Opinion: Getting out of the political endorsement business

Throughout its long history, The Oklahoman has made it a point to endorse candidates for political office, whether for local races such as mayor or national offices such as president or Congress. That practice is ending this year.

This decision was not made lightly. We both understand, and respect, the historical role of endorsements from the newspaper’s editorial board. The reality, however, is that it is time to change course.

Yep, that’s right. Instead of falling on the conservative sword they’ve been sharpening since the early 1900s and endorsing Joe Biden over Donald Trump, The Oklahoman is just doing away with endorsements altogether. Basically, they’re taking their ball of propaganda and going home. You have to love it.

Of course, The Oklahoman won’t admit to that being the reason why they’re doing away with endorsements. In a nod to the mental gymnastics the paper would pull over the years when it would endorse a right-wing conservative candidate over a more qualified moderate or liberal opponent, the paper tried to spin the decision as logical and rational.

Here’s more:

A primary reason is that this newspaper no longer has full editorial board. For decades it did, composed of the editorial writers and the top brass who would meet with candidates during election seasons, then discuss those meetings and come to a consensus on who, or whether, to endorse. This was the norm until October 2018 when The Oklahoman was sold, resulting in the departure of several board members.

For six months after that, two editorial writers and our editor comprised the board. Today, just the two of us remain.

That doesn’t make any sense. As a one-man editorial board myself, I find it’s a lot easier to impose your will and political agenda when you have fewer people involved in the process.

Another consideration was, how much sway do endorsements really have? We could list any number of candidates or issues this page has supported through the years who wound up succeeding, but also a sizeable number on the other side of the ledger.
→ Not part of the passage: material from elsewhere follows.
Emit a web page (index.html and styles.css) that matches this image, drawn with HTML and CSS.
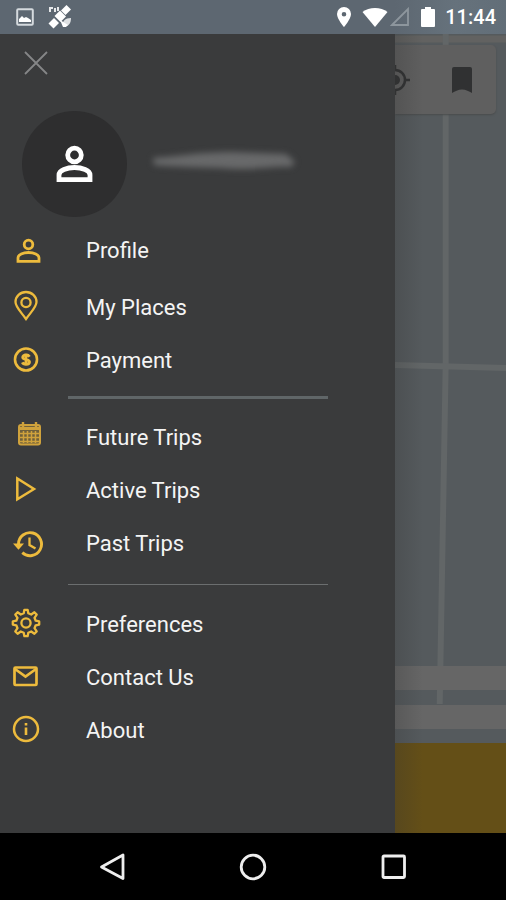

Perhaps the best example of the latter was the page’s support in 2005 for an increase in the state’s gasoline tax — 87% of voters rejected the idea, the widest margin of defeat for any state question in Oklahoma history.

That’s bullshit. Although their effectiveness has been minimized due to the fall of newspapers, endorsements definitely have sway. For example, I could always turn to The Oklahoman editorial page, see who they’re endorsing, and then know to vote the exact opposite. Hell, sometimes you didn’t even have to turn it to the editorial page! You could just look on the front page of the paper and the editorial would be right there at the top, totally mixed in with the real news coverage.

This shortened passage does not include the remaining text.